Prime Factorization: The study of composite numbers is essential for prime factorization, a fundamental concept in number theory. Prime factorization plays a crucial role in various mathematical algorithms and computer science applications.
Public Key Cryptography: Many encryption algorithms, such as RSA (Rivest–Shamir–Adleman), rely on the difficulty of factoring large composite numbers into their prime components. This forms the basis of secure communication over the internet.
Divisibility Rules: Understanding composite numbers helps in developing rules for divisibility. These rules are handy in everyday calculations and problem-solving.
The Beauty of Mathematical Patterns in Composite Numbers:
One of the most intriguing aspects of composite numbers lies in the patterns they create within the world of mathematics.

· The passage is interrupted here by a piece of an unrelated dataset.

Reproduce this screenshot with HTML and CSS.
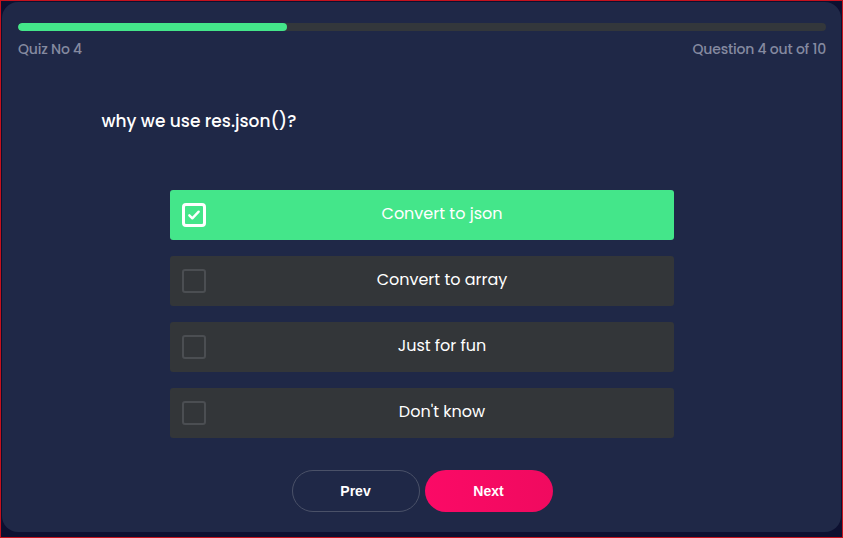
FILE: index.html
```html
<!DOCTYPE html>
<html lang="en">
<head>
<meta charset="utf-8">
<title>Quiz</title>
<link rel="stylesheet" href="styles.css">
</head>
<body>
<main class="card">
  <div class="progress"><div class="progress-fill" style="width: 33.3%"></div></div>
  <div class="meta">
    <span>Quiz No 4</span>
    <span>Question 4 out of 10</span>
  </div>
  <h1 class="question">why we use res.json()?</h1>
  <ul class="options">
    <li class="option selected">
      <span class="box"><svg viewBox="0 0 24 24" width="16" height="16"><path d="M5 12.5l4.5 4.5L19 7" fill="none" stroke="#fff" stroke-width="3.6" stroke-linecap="round" stroke-linejoin="round"/></svg></span>
      <span class="label">Convert to json</span>
    </li>
    <li class="option"><span class="box"></span><span class="label">Convert to array</span></li>
    <li class="option"><span class="box"></span><span class="label">Just for fun</span></li>
    <li class="option"><span class="box"></span><span class="label">Don't know</span></li>
  </ul>
  <div class="nav">
    <button class="btn btn-prev">Prev</button>
    <button class="btn btn-next">Next</button>
  </div>
</main>
</body>
</html>
```
FILE: styles.css
```css
* { box-sizing: border-box; }
html, body { margin: 0; height: 100%; }
body {
  background: #0d1030;
  border: 1px solid #c4121d;
  padding: 1px 1px 5px 1px;
  font-family: "Poppins", "Open Sans", "Noto Sans", sans-serif;
}
.card {
  height: 100%;
  background: #1f2847;
  border-radius: 16px;
  padding: 21px 15px 0 16px;
  display: flex;
  flex-direction: column;
}
.progress {
  height: 8px;
  background: #33373b;
  border-radius: 4px;
  overflow: hidden;
}
.progress-fill {
  height: 100%;
  background: #44e68a;
  border-radius: 4px;
}
.meta {
  display: flex;
  justify-content: space-between;
  margin-top: 8px;
  font-size: 14px;
  font-weight: 500;
  line-height: 20px;
  color: #858aa0;
  letter-spacing: -0.2px;
}
.question {
  width: 641px;
  margin: 51px auto 0;
  padding-right: 1px;
  font-size: 17px;
  font-weight: 500;
  line-height: 22px;
  color: #fff;
}
.options {
  list-style: none;
  margin: 58px auto 0;
  padding: 0;
  width: 504px;
  display: flex;
  flex-direction: column;
  gap: 16px;
}
.option {
  height: 50px;
  background: #333639;
  border-radius: 3px;
  display: flex;
  align-items: center;
  padding-left: 12px;
  color: #fff;
  font-size: 16px;
}
.option.selected { background: #44e68a; }
.box {
  flex: none;
  width: 24px;
  height: 24px;
  border: 2px solid #4b4e52;
  border-radius: 3px;
  display: flex;
  align-items: center;
  justify-content: center;
}
.selected .box { border: 3px solid #fff; border-radius: 4px; }
.label {
  flex: 1;
  margin-left: 4px;
  padding-bottom: 4px;
  text-align: center;
}
.nav {
  display: flex;
  justify-content: center;
  gap: 5px;
  margin-top: 32px;
}
.btn {
  width: 128px;
  height: 42px;
  border-radius: 21px;
  padding-bottom: 2px;
  font-family: "Liberation Sans", Arial, sans-serif;
  font-weight: 700;
  font-size: 14px;
  color: #fff;
  cursor: pointer;
}
.btn-prev {
  background: transparent;
  border: 1px solid #4a5168;
}
.btn-next {
  background: linear-gradient(90deg, #fb0a66, #f00a5f);
  border: none;
}
```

These patterns can reveal astonishing insights into the nature of numbers. For example, you may notice that composite numbers tend to have more divisors than prime numbers, showcasing the diversity of mathematical relationships.
Moreover, composite numbers can be used to explore concepts like factorization, where you break down a composite number into its prime components, uncovering the unique set of primes that compose it. This process is not only intellectually stimulating but also fundamental in solving complex mathematical problems.
Delving into these patterns and relationships within composite numbers can be a rewarding journey for maths enthusiasts and scholars alike, shedding light on the intricate beauty that underlies the realm of mathematics.
In conclusion, composite numbers are a captivating aspect of number theory. They are the numbers that break the mould of primes by having divisors beyond 1 and themselves. The smallest composite number is 4, and they come in an infinite variety, forming a fundamental part of mathematics.
Whether you’re a maths enthusiast or just curious about the intricacies of numbers, composite numbers offer a rich landscape for exploration. From their role in cryptography to their significance in number theory, composite numbers are essential to many aspects of our modern world.